Let us finally sketch some possible avenues for future research. Our approach allows for an interpretation of the different scenarios t both as fluctuating demand over a certain period of time as well as discrete realizations of uncertainty. For the case of risk-neutral upper-level decisions, the weights \(w_t\) have to be calibrated to encompass both the frequency and the probability of the possible scenarios. In the context of uncertainties our approach could also be applied to handle risk-averse decisions of strategic firms, which would result in transformed upper-level objectives of firms (e.g., by applying risk functions, see, e.g., [2] or [56]), but would leave the solution of the lower-level problems untouched.

Our approach currently considers the case of many potentially asymmetric firms, in which each firm decides on investment and production for a single technology.

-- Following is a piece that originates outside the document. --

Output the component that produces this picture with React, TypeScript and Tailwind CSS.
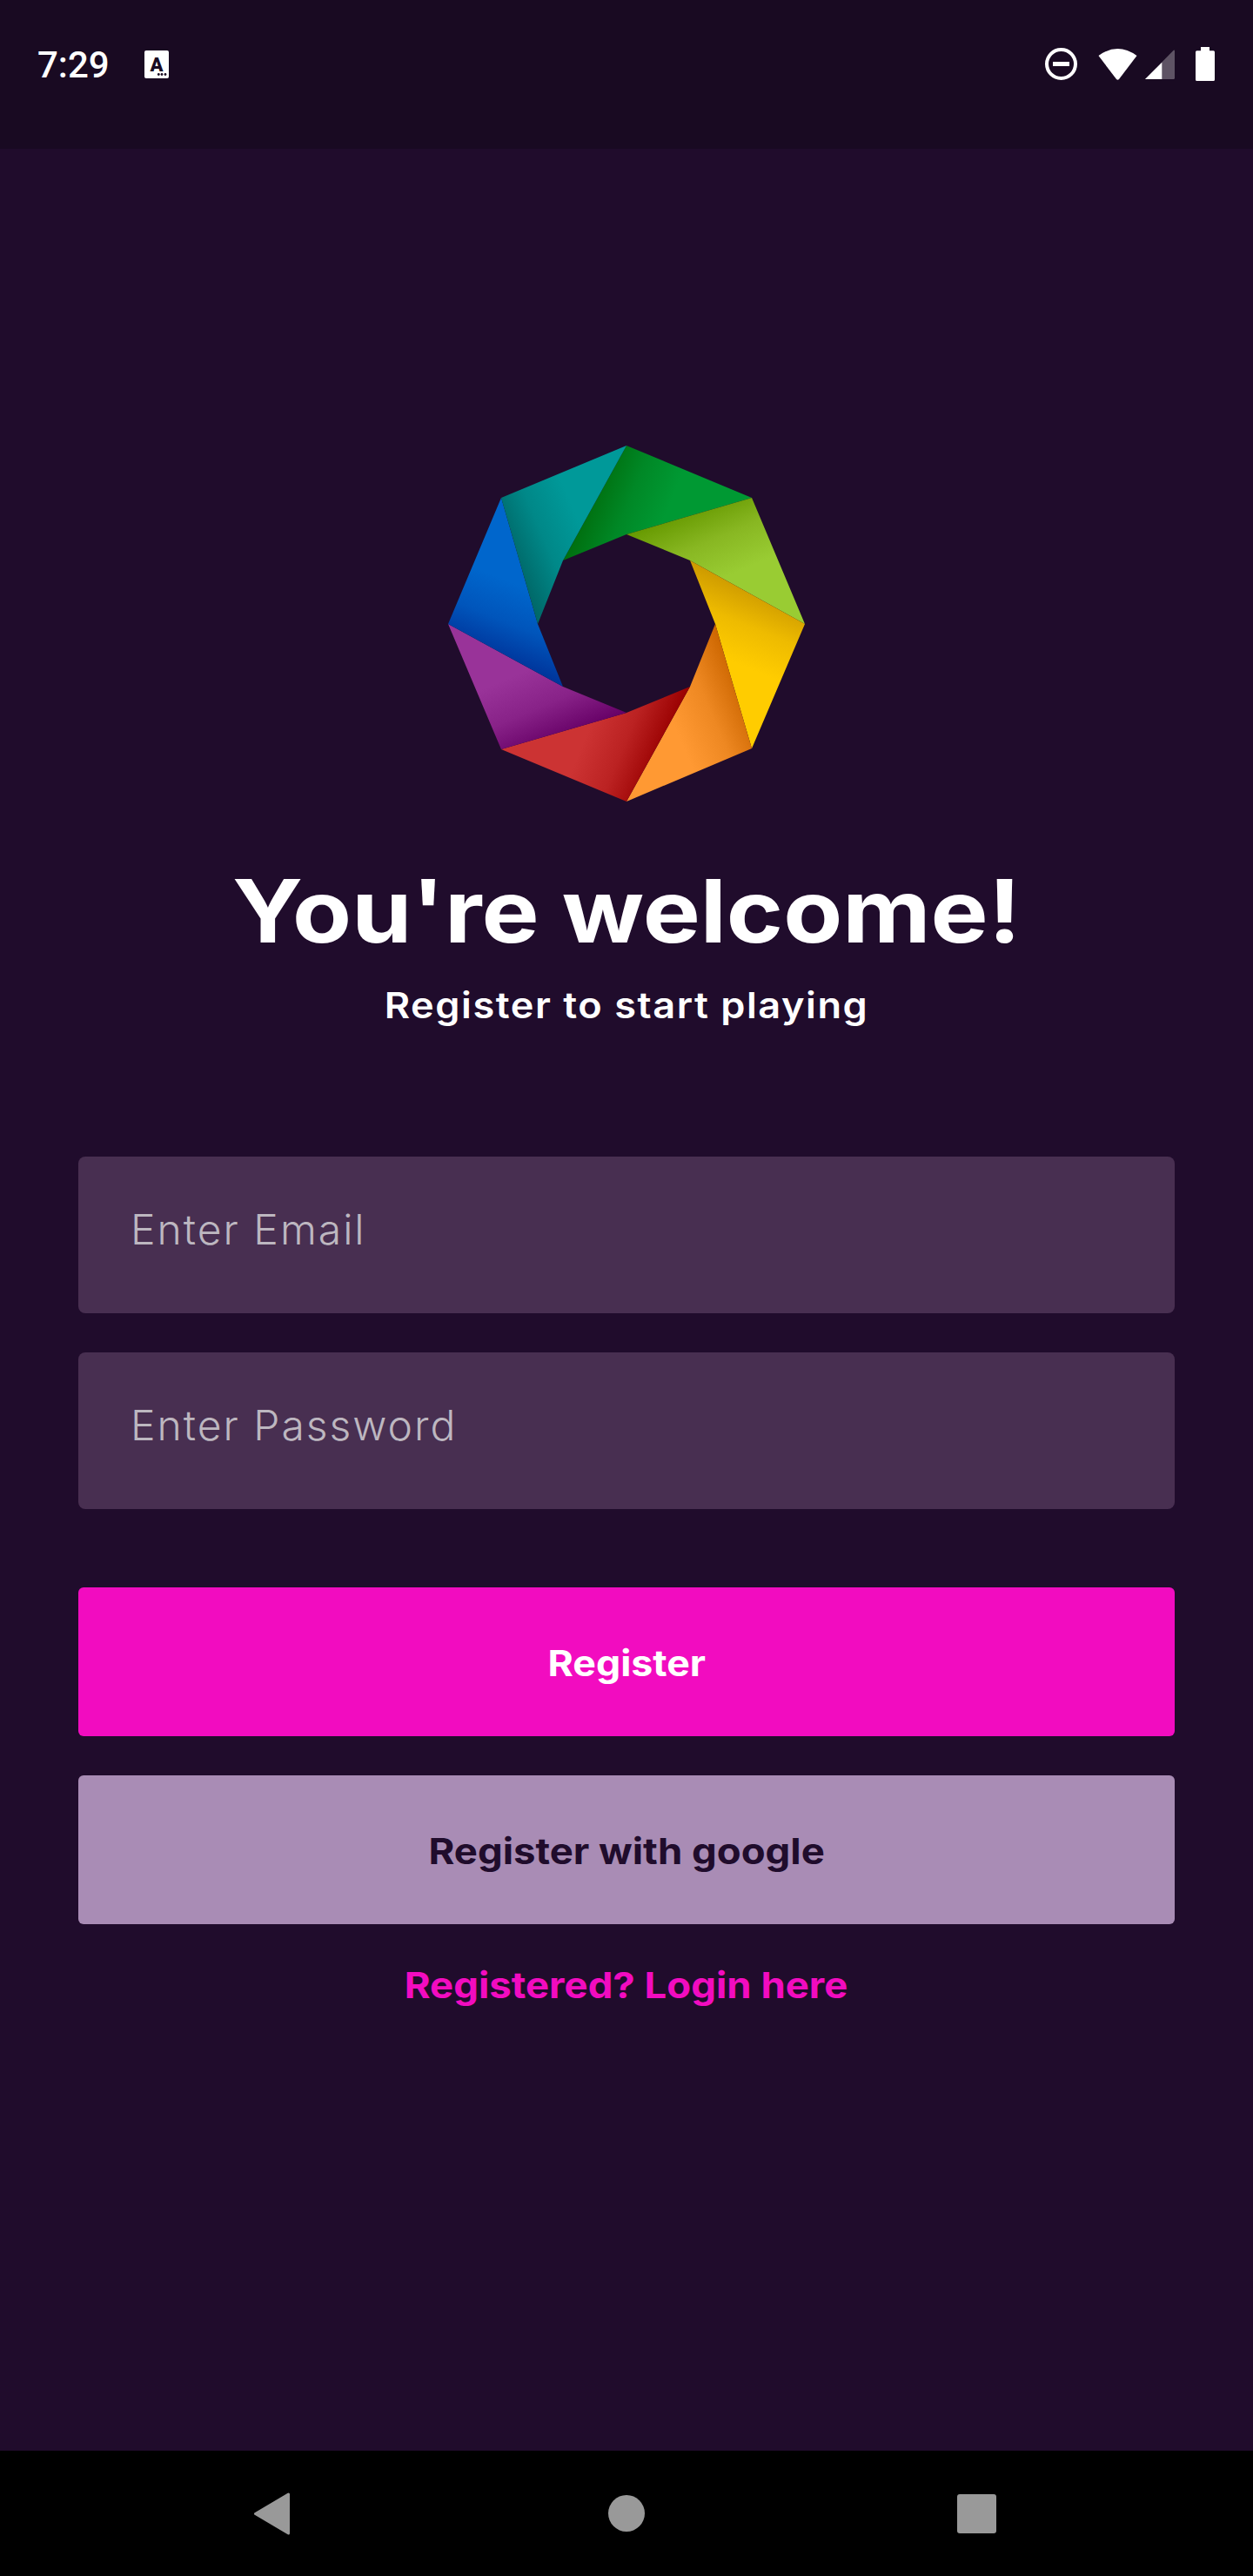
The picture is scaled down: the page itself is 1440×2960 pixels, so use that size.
const blades = [
  { id: 'green', pts: [[230, 22], [374, 82], [230, 124], [157, 154]], dark: '#006e0e', mid: '#008826', light: '#009933' },
  { id: 'lime', pts: [[374, 82], [435, 227], [303, 154], [230, 124]], dark: '#669900', mid: '#88b722', light: '#99cc33' },
  { id: 'yellow', pts: [[435, 227], [374, 370], [332, 227], [303, 154]], dark: '#cc9900', mid: '#eebb00', light: '#ffcc00' },
  { id: 'orange', pts: [[374, 370], [230, 431], [303, 299], [332, 227]], dark: '#cc6600', mid: '#ee8822', light: '#ff9933' },
  { id: 'red', pts: [[230, 431], [86, 371], [230, 329], [303, 299]], dark: '#990000', mid: '#bb2222', light: '#cc3333' },
  { id: 'purple', pts: [[86, 371], [25, 227], [157, 299], [230, 329]], dark: '#660066', mid: '#882288', light: '#993399' },
  { id: 'blue', pts: [[25, 227], [86, 82], [128, 227], [157, 299]], dark: '#003399', mid: '#0055bb', light: '#0066cc' },
  { id: 'teal', pts: [[86, 82], [230, 22], [157, 154], [128, 227]], dark: '#006666', mid: '#008888', light: '#009999' },
]

// gradient starts at the inner end of the fold and runs into the blade, tilted
// a little so the shade fades out toward the outer end of the fold
function foldGradient(pts: number[][]) {
  const [ox, oy] = pts[0]
  const [ix, iy] = pts[3]
  const [cx, cy] = pts[1]
  const l = Math.hypot(ox - ix, oy - iy)
  const ux = (ox - ix) / l
  const uy = (oy - iy) / l
  let nx = -uy
  let ny = ux
  if ((cx - ix) * nx + (cy - iy) * ny < 0) {
    nx = -nx
    ny = -ny
  }
  const dx = nx * 0.99 + ux * 0.12
  const dy = ny * 0.99 + uy * 0.12
  return { x1: ix, y1: iy, x2: ix + dx * 90, y2: iy + dy * 90 }
}

function Logo() {
  return (
    <svg width="460" height="460" viewBox="0 0 460 460" className="block">
      <defs>
        {blades.map((b) => (
          <linearGradient key={b.id} id={b.id} gradientUnits="userSpaceOnUse" {...foldGradient(b.pts)}>
            <stop offset="0" stopColor={b.dark} />
            <stop offset="0.5" stopColor={b.mid} />
            <stop offset="1" stopColor={b.light} />
          </linearGradient>
        ))}
      </defs>
      {blades.map((b) => (
        <polygon key={b.id} points={b.pts.map((p) => p.join(',')).join(' ')} fill={`url(#${b.id})`} />
      ))}
    </svg>
  )
}

function StatusBar() {
  return (
    <div className="flex h-[171px] items-center bg-[#190a22] pb-[24px] pl-[43px] pr-[44px]">
      <span className="pt-[3px] font-['Roboto',sans-serif] text-[42px] font-medium leading-none text-white">7:29</span>
      <svg width="28" height="32" viewBox="0 0 28 32" className="ml-[40px]">
        <rect width="28" height="32" rx="2" fill="#fff" />
        <text x="14" y="24" textAnchor="middle" fontFamily="Roboto, sans-serif" fontWeight="900" fontSize="22" fill="#190a22">A</text>
        <circle cx="16.3" cy="27.5" r="1.4" fill="#190a22" />
        <circle cx="20" cy="27.5" r="1.4" fill="#190a22" />
        <circle cx="24" cy="27.5" r="1.4" fill="#190a22" />
      </svg>
      <div className="ml-auto flex items-center">
        <svg width="37" height="37" viewBox="0 0 37 37">
          <circle cx="18.5" cy="18.5" r="16.5" fill="none" stroke="#fff" strokeWidth="4" />
          <rect x="9" y="16" width="19" height="5" fill="#fff" />
        </svg>
        <svg width="45" height="36" viewBox="0 0 45 36" className="ml-[24px]">
          <path d="M0.5 8 Q22.5 -8 44.5 8 L24 35 Q22.5 36.5 21 35 Z" fill="#fff" />
        </svg>
        <svg width="34" height="34" viewBox="0 0 34 34" className="ml-[9px]">
          <path d="M0 34 L33 0.5 Q34 0 34 2 V32.5 Q34 34 32.5 34 Z" fill="#fff" fillOpacity="0.3" />
          <path d="M0 34 L19.3 14.7 V34 Z" fill="#fff" />
        </svg>
        <svg width="22" height="39" viewBox="0 0 22 39" className="ml-[24px]">
          <path d="M6 0 H16 V4.3 H20.5 Q22 4.3 22 5.8 V37.5 Q22 39 20.5 39 H1.5 Q0 39 0 37.5 V5.8 Q0 4.3 1.5 4.3 H6 Z" fill="#fff" />
        </svg>
      </div>
    </div>
  )
}

function NavBar() {
  return (
    <div className="flex h-[144px] items-center bg-black pl-[292px]">
      <svg width="41" height="49" viewBox="0 0 41 49">
        <polygon points="39.5,2 39.5,47 1.5,24.5" fill="#999" stroke="#999" strokeWidth="3" strokeLinejoin="round" />
      </svg>
      <div className="ml-[366px] size-[42px] rounded-full bg-[#999]" />
      <div className="ml-[359px] size-[45px] rounded-[3px] bg-[#999]" />
    </div>
  )
}

export default function App() {
  return (
    <div className="flex h-[2960px] w-[1440px] flex-col bg-[#200c2c] font-['Inter',sans-serif]">
      <StatusBar />
      <main className="flex flex-1 flex-col items-center pt-[319px]">
        <Logo />
        <h1 className="mt-[37px] scale-x-[1.11] text-[100px] font-bold leading-[120px] text-white">You're welcome!</h1>
        <p className="mt-[18px] scale-x-[1.1] text-[41px] font-semibold leading-[60px] tracking-[1.4px] text-white">Register to start playing</p>

        <div className="mt-[144px] flex w-[1260px] flex-col gap-[45px]">
          <input
            placeholder="Enter Email"
            className="h-[180px] rounded-[8px] bg-[#482f51] pb-[14px] pl-[60px] text-[48px] font-light tracking-[2px] text-white outline-none placeholder:text-[#bdb7c0]"
          />
          <input
            placeholder="Enter Password"
            className="h-[180px] rounded-[8px] bg-[#482f51] pb-[14px] pl-[60px] text-[48px] font-light tracking-[2px] text-white outline-none placeholder:text-[#bdb7c0]"
          />
        </div>

        <div className="mt-[90px] flex w-[1260px] flex-col gap-[45px]">
          <button className="h-[171px] rounded-[6px] bg-[#f20cc0] pt-1 text-[41px] font-bold text-white">
            <span className="inline-block scale-x-[1.09]">Register</span>
          </button>
          <button className="h-[171px] rounded-[6px] bg-[#a98cb5] pt-1 text-[41px] font-bold text-[#200c2c]">
            <span className="inline-block scale-x-[1.11]">Register with google</span>
          </button>
        </div>

        <a className="mt-[40px] scale-x-[1.11] text-[41px] font-bold leading-[60px] text-[#f20cc0]">Registered? Login here</a>
      </main>
      <NavBar />
    </div>
  )
}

An interesting and realistic extension of our approach would also be the case of firms deciding on several technologies—or in the context of our setting—groups of single technology firms jointly maximizing their profit. For the lower-level equilibria, this would induce a situation in which a firm first entirely uses the technology with cheapest production cost and then the more expensive technologies are subsequently put to work. In this case, lower-level equilibria can still be determined analytically and are unique. Thus, applying our conceptual approach would still be possible in general but would require additional notation taking into account the modified objectives of firms and to keep track of when technologies switch from zero to positive production. A full consideration of this multi-technology case would considerably inflate the notational burden and therefore is beyond the scope of our current analysis.

Last but not least, one can try to transfer the ideas used here to wider classes of MLFGs and to couple the approach with a network model to assess the impact of the interplay of strategic behavior and network restrictions on the efficiency of entry-exit gas markets.